By the end he was clearly out of control, blasting the ball at one Colombia player at the final whistle, flicking a head-butt at another and then, worst of all in terms of the disciplinary consequences, apparently jostling and insulting the referee.

Neymar's Copa America appears to be over.

Why does he act like this? In part, it is a consequence of the football environment he has been brought up in. With his variety of tricks and magnificent capacity to improvise at pace, Neymar might seem like an old-style street footballer, but the sad truth is that this kind of informal football is in decline in Brazil. Neymar was hothoused. There is an important difference here. Informal street, park or wasteland football usually has little in the way of rules. Handball is one of the few infringements observed.

In such an anarchic environment, the gifted young player has to come up with a self-defence strategy. He has to learn to protect himself. In a hothoused reality, there is usually a referee present, who then becomes the skilful player's protector.

This is one of the reasons for the fact that contemporary Brazilian football is obsessed with diving -- the players have come up through futsal or other organised environments where there is always a referee. And Brazil has developed a criteria for fouls that does not exist anywhere else. People are inclined to see minimal contact as an infringement.

Four years ago, for example, in the previous Copa America, Colombia's Carlos Sanchez produced an excellent man-marking job on Argentina's Lionel Messi. It was hard, but fair. Both coaches paid tribute to the duel in the post-match news conference.

On Wednesday, Sanchez produced an even better performance against Neymar, effectively supplying the platform for Colombia to win the game. Sanchez was tough, but fair. Neymar, though, could not cope with being bested in the game's key duel.

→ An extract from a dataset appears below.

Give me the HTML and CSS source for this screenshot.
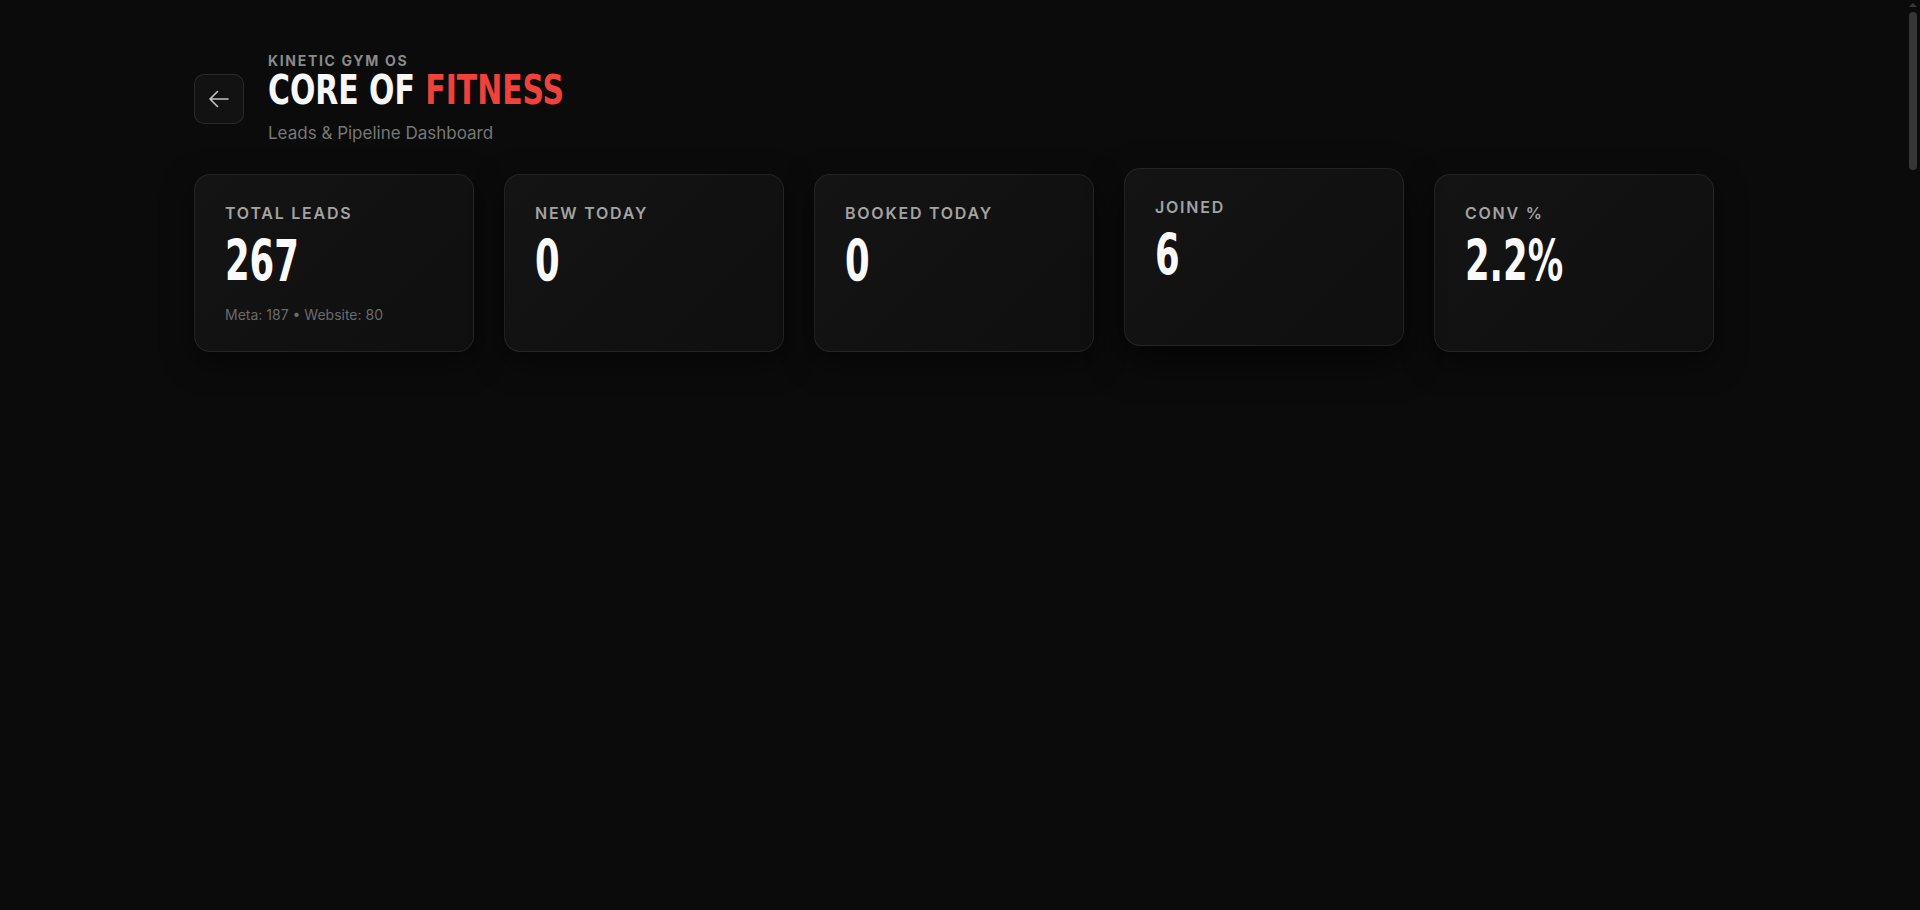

This brought out the petulant side of his nature. It is perhaps not entirely surprising that this side of him exists. He is a young man who has had to grow up in public, who has been marked out as unusually gifted from a very early age. A footballer's sense of self-worth is played out there on the field. It must be difficult to be so good that the opposition build their plans on preventing you from showing your talent. There is obvious frustration there -- and, given the way he plays, obvious friction with the referee.

The unfortunate thing is that at the age of 23 he has clearly not learned to keep a lid on these feelings. This is not only his fault. In October, Brazil played Argentina in a friendly in China. In the course of the match there were a few occasions when Neymar led a group of teammates in jostling the referee. They all should have been sent off.

After the game, coach Dunga should have made it absolutely, publicly clear that, whatever the rights and wrongs of refereeing decisions, this kind of behaviour was unacceptable -- not only on moral grounds, but for the more pragmatic reason that a repetition might be damaging to the team.

Now it has damaged the team. It could have been stamped out in a friendly. Instead it has damaged Brazil's Copa America campaign. And, hopefully, it has given Neymar some food for thought. He has the talent to conquer the world, but first he will have to win the battle against himself.